Zwei Bäcker, ein Laden, zwei Kneipen, eine Praxis - der Arzt ist 67 -, und acht kleine Handwerksbetriebe - so sieht Ahlbecks Infrastruktur aus. Heute. Aber was passiert in den nächsten Jahren? Klaus Nitschke, Ofenbauer und zwischendurch auch mal Bürgermeister, hatte immer drei Angestellte. "Jetzt arbeiten die in Holland", erzählt der 63-Jährige. Und er sagt: "Wahrscheinlich bin ich bald pleite." Egon Pfützenreuter ist es im Grunde schon. "1.143 Euro Umsatz im gesamten vergangenen Jahr", sagt der Inhaber der "Alten Schmiede". Er schiebt den beiden einzigen Gästen das Bier über den Tresen und schenkt sich selbst einen Klaren ein. Es ist mittags gegen 12 Uhr.

Angela Zeisler klappt ihre Mappe zusammen. Sie muss los, ins Büro. Sie hat einen Ingenieurbetrieb mit zweieinhalb Angestellten. Aber nicht in Ahlbeck, sondern in Torgelow, der Kreisstadt, 30 Kilometer entfernt. Säße sie hier, in Ahlbeck, hätte sie keinen einzigen Auftrag, sagt sie. "Momentan läuft es." Es ist ja nicht so, dass auf dem Lande nicht gebaut würde. Die Landflucht hat auch Vorteile. Nicht für die Dörfler, nein, das nicht, wohl aber für eine wachsende Zahl von Städtern. Ein Trend, der seit einigen Jahren anhält: Gut verdienende Akademiker und Freiberufler wie Journalisten, Filmemacher, Künstler und Fotografen kaufen Bauernhöfe im Umland und schaffen sich Ferien- und Wochenenddomizile. Einige wenige ziehen nach Jahren ganz in die Provinz.

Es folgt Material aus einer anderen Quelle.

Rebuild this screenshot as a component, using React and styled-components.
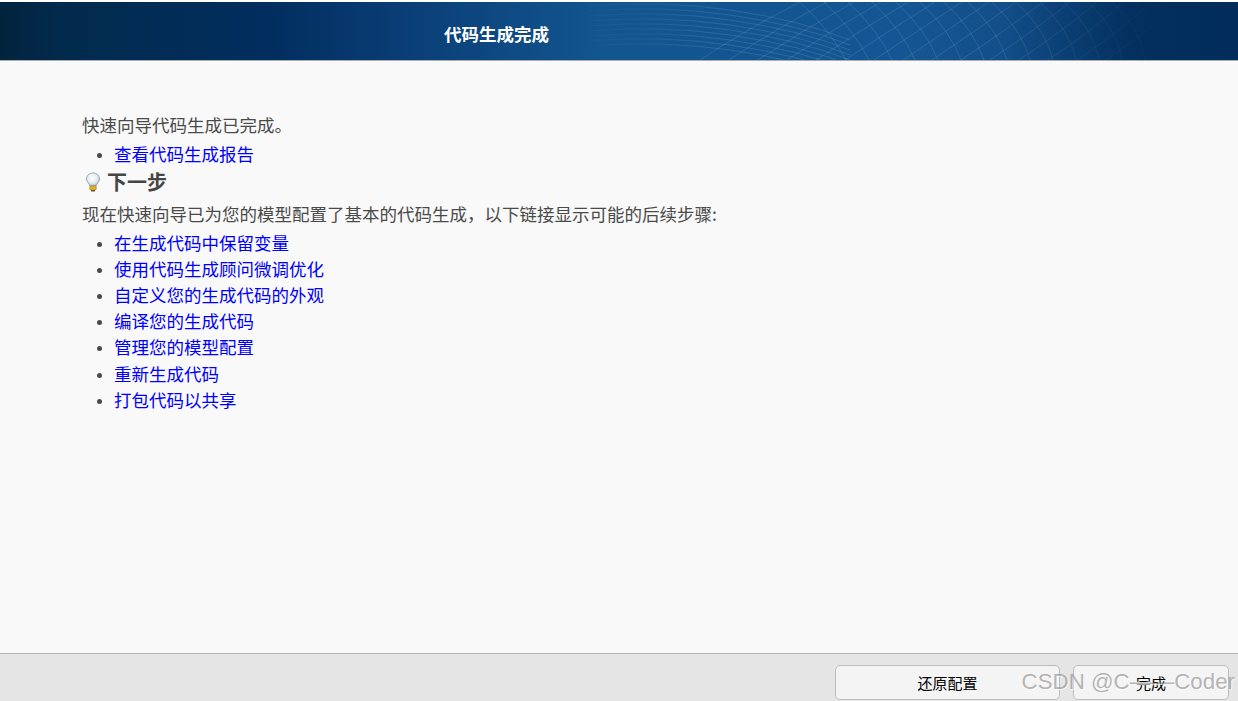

Gudrun Bader dreht eine Runde durchs Dorf und bleibt vor einem aufwändig sanierten Bauernhaus stehen. Der Giebel ist eindrucksvoll, der Vorgarten dicht bepflanzt. Hier wohnt der Sprecher eines Ministerialbeamten mit seiner Familie. Für seinen Job fährt der Mann täglich mehrere hundert Kilometer nach Schwerin. "Selektiver Zuzug" heißt dieses Phänomen bei Andreas Willisch. Im Ortsteil Gegensee hat sich der Berliner Gerhard Mühlberg ein Haus und unendliche Hektar Land und Wald gekauft. Heute leitet er den Shanty-Chor von Ahlbeck. Zwei Gemeinden weiter hat sich eine Gruppe von Journalisten aus Berlin gemeinsam ein Gehöft hergerichtet. Die meisten von ihnen leben von Mischfinanzierung, wie sie es nennen: Halbtagsstelle in der Hauptstadt, der Rest der Zeit freiberuflich.

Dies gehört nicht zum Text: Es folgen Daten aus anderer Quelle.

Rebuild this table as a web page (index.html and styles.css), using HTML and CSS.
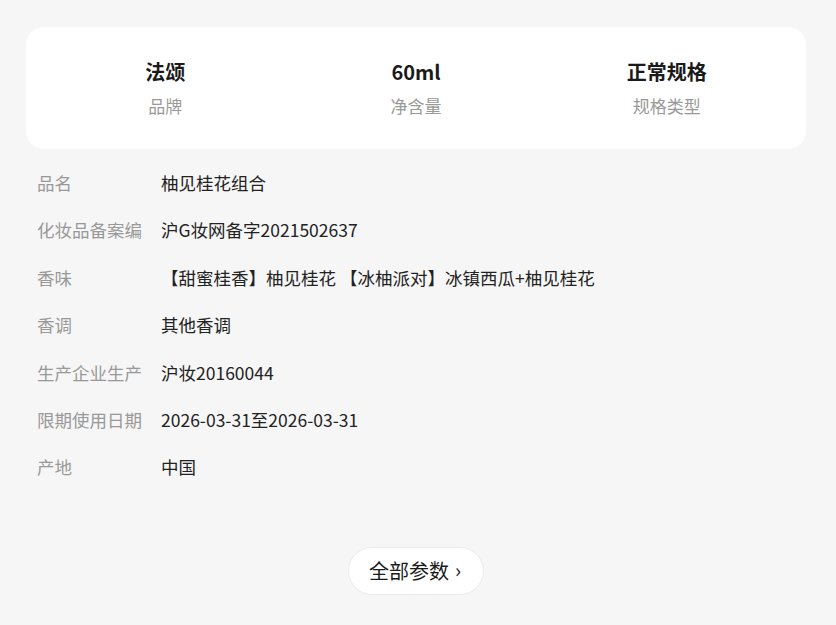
FILE: index.html
```html
<!DOCTYPE html>
<html lang="zh-CN">
<head>
    <meta charset="UTF-8">
    <meta name="viewport" content="width=device-width, initial-scale=1.0">
    <title>商品参数</title>
    <link rel="stylesheet" href="styles.css">
</head>
<body>
    <div class="container">
        <!-- 核心参数 -->
        <div class="summary">
            <div class="summary-item">
                <div class="summary-value">法颂</div>
                <div class="summary-label">品牌</div>
            </div>
            <div class="summary-item">
                <div class="summary-value">60ml</div>
                <div class="summary-label">净含量</div>
            </div>
            <div class="summary-item">
                <div class="summary-value">正常规格</div>
                <div class="summary-label">规格类型</div>
            </div>
        </div>

        <!-- 参数列表 -->
        <div class="params">
            <div class="param-row">
                <div class="param-label">品名</div>
                <div class="param-value">柚见桂花组合</div>
            </div>
            <div class="param-row">
                <div class="param-label">化妆品备案编</div>
                <div class="param-value">沪G妆网备字2021502637</div>
            </div>
            <div class="param-row">
                <div class="param-label">香味</div>
                <div class="param-value">【甜蜜桂香】柚见桂花 【冰柚派对】冰镇西瓜+柚见桂花</div>
            </div>
            <div class="param-row">
                <div class="param-label">香调</div>
                <div class="param-value">其他香调</div>
            </div>
            <div class="param-row">
                <div class="param-label">生产企业生产</div>
                <div class="param-value">沪妆20160044</div>
            </div>
            <div class="param-row">
                <div class="param-label">限期使用日期</div>
                <div class="param-value">2026-03-31至2026-03-31</div>
            </div>
            <div class="param-row">
                <div class="param-label">产地</div>
                <div class="param-value">中国</div>
            </div>
        </div>

        <div class="more">
            <button class="more-btn">全部参数<span class="chevron">›</span></button>
        </div>
    </div>
</body>
</html>
```

FILE: styles.css
```css
/* 全局 */
body {
    margin: 0;
    background-color: #f6f6f6;
    font-family: "Noto Sans CJK SC", "Noto Sans", sans-serif;
    color: #222;
}

.container {
    padding: 27px 30px 0 26px;
}

/* 核心参数卡片 */
.summary {
    display: flex;
    background-color: #fff;
    border-radius: 18px;
    padding: 31px 14px 31px;
}

.summary-item {
    flex: 1;
    text-align: center;
}

.summary-value {
    font-size: 20px;
    font-weight: 700;
    line-height: 28px;
    color: #1a1a1a;
}

.summary-label {
    margin-top: 8px;
    font-size: 17px;
    line-height: 24px;
    color: #999;
}

/* 参数列表 */
.params {
    margin-top: 10px;
    padding-left: 11px;
}

.param-row {
    display: flex;
    padding: 12px 0;
    font-size: 17.5px;
    line-height: 23.4px;
}

.param-label {
    width: 108px;
    flex-shrink: 0;
    margin-right: 16px;
    color: #999;
    white-space: nowrap;
}

.param-value {
    color: #222;
}

/* 全部参数按钮 */
.more {
    display: flex;
    justify-content: center;
    margin-top: 56px;
}

.more-btn {
    height: 48px;
    padding: 0 22px 0 20px;
    border: 1px solid #ececec;
    border-radius: 24px;
    background-color: #fff;
    font-family: inherit;
    font-size: 20px;
    font-weight: 400;
    color: #1a1a1a;
    cursor: pointer;
}

.chevron {
    margin-left: 6px;
    font-size: 20px;
    position: relative;
    top: -1px;
}
```
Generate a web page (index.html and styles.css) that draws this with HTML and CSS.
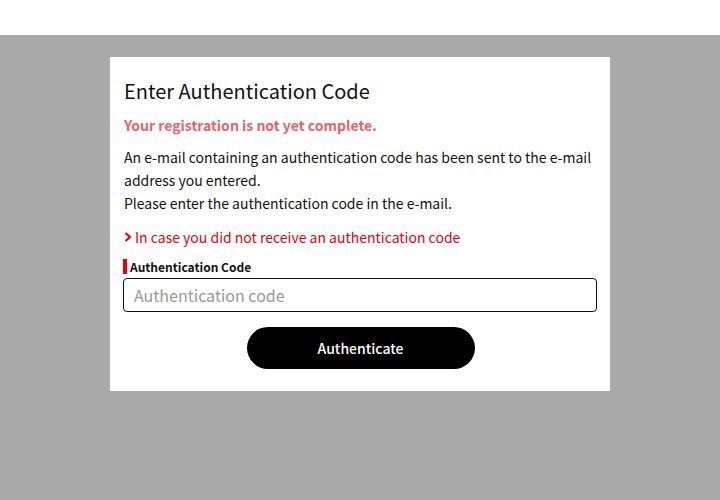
FILE: index.html
```html
<!DOCTYPE html>
<html>
<head>
<meta charset="utf-8">
<link rel="stylesheet" href="styles.css">
</head>
<body>
<div class="topbar"></div>
<div class="overlay">
  <div class="card">
    <h1 class="title">Enter Authentication Code</h1>
    <p class="warn">Your registration is not yet complete.</p>
    <p class="desc">An e-mail containing an authentication code has been sent to the e-mail address you entered.<br>Please enter the authentication code in the e-mail.</p>
    <a class="link" href="#"><svg class="chev" width="8" height="10" viewBox="0 0 8 10"><path d="M1.5 1 L6 5 L1.5 9" fill="none" stroke="#e60012" stroke-width="2.2"/></svg>In case you did not receive an authentication code</a>
    <div class="label">Authentication Code</div>
    <input class="code" type="text" placeholder="Authentication code">
    <div class="actions"><button class="btn">Authenticate</button></div>
  </div>
</div>
</body>
</html>
```
FILE: styles.css
```css
html, body { margin: 0; padding: 0; }
body {
  font-family: "Noto Sans CJK JP", "Noto Sans", sans-serif;
  background: #fff;
  width: 720px;
  height: 500px;
  overflow: hidden;
}
.topbar { height: 35px; background: #fff; }
.overlay {
  background: #aaaaaa;
  height: 465px;
  padding: 22px 0 0 110px;
  box-sizing: border-box;
}
.card {
  width: 500px;
  background: #fff;
  box-sizing: border-box;
  padding: 20px 13px 22px 14px;
  display: flex;
  flex-direction: column;
}
.title {
  margin: 0;
  font-size: 20px;
  font-weight: 400;
  line-height: 28px;
  color: #111;
}
.warn {
  margin: 10px 0 0;
  font-size: 14px;
  font-weight: 700;
  color: #e8636b;
  line-height: 20px;
}
.desc {
  margin: 11px 0 0;
  font-size: 14px;
  line-height: 23px;
  color: #111;
}
.link {
  margin-top: 12px;
  font-size: 14px;
  line-height: 20px;
  color: #e60012;
  text-decoration: none;
  display: flex;
  align-items: center;
  gap: 3px;
}
.chev { flex: none; }
.label {
  margin-top: 12px;
  font-size: 12px;
  font-weight: 700;
  color: #111;
  line-height: 15px;
  border-left: 4px solid #e60012;
  padding-left: 3px;
  margin-left: -1px;
}
.code {
  margin: 4px 0 0 -1px;
  height: 34px;
  box-sizing: border-box;
  border: 1px solid #111;
  border-radius: 4px;
  padding: 0 10px;
  font-family: inherit;
  font-size: 16px;
  color: #111;
  outline: none;
}
.code::placeholder { color: #999; }
.actions { display: flex; justify-content: center; margin-top: 15px; }
.btn {
  width: 228px;
  height: 42px;
  background: #000;
  color: #fff;
  border: none;
  border-radius: 21px;
  font-family: inherit;
  font-size: 14px;
  font-weight: 500;
  cursor: pointer;
}
```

Gudrun Bader steht auf dem Dorfplatz und lässt ihren Blick über die Häuser rundherum schweifen: "Früher kannte ich jeden hier, auch aus den Nachbargemeinden. Heute nicht mehr." Es ist bitter, und das weiß Gudrun Bader: Die Neuen brauchen die Alten nicht, nicht zum Leben, nicht zum Reden. Sie kommen einfach her und machen ihr Ding. Nur hin und wieder fragt mal jemand, ob jemand eine Mauer hochziehen kann - illegal.

Die Städter verändern bisher nur äußerlich die Provinz, wegen des importierten deutsch-toskanischen Stils in Architektur und Lebensweise. Das soziale Gefüge wird nicht neu gemischt. "Nirgendwo schotten sich die Milieus so voneinander ab wie auf dem Dorf", sagt Soziologe Willisch. Und: "Die Bevölkerung auf dem ostdeutschen Land wird sich in Zukunft immer stärker ausdifferenzieren." In Jung und Alt, gut und schlecht Ausgebildete, Reiche und Arme. Daraus ergibt sich ein weiteres Problem: Hier siedelt sich keine Industrie mehr an, und die Firmen, die noch da sind, beklagen Facharbeitermangel - trotz Massenarbeitslosigkeit.

Selbst die zahlreich entstandenen Bio-Höfe lassen sich nicht ins soziale Leben einbinden, obwohl sie mit einer Regionalstruktur als Standortvorteil werben. Das Bio-Gut Borken beispielsweise, einer der größten regionalen Öko-Anbieter, braucht gar keine Käufer aus der Gegend, es liefert nach Berlin, Potsdam, Hamburg, Rostock. Ein Kilo Borkener Bio-Rindfleisch kostet rund 20 Euro. Gudrun Bader hebt nur die Hände: "Von uns kann sich das keiner leisten."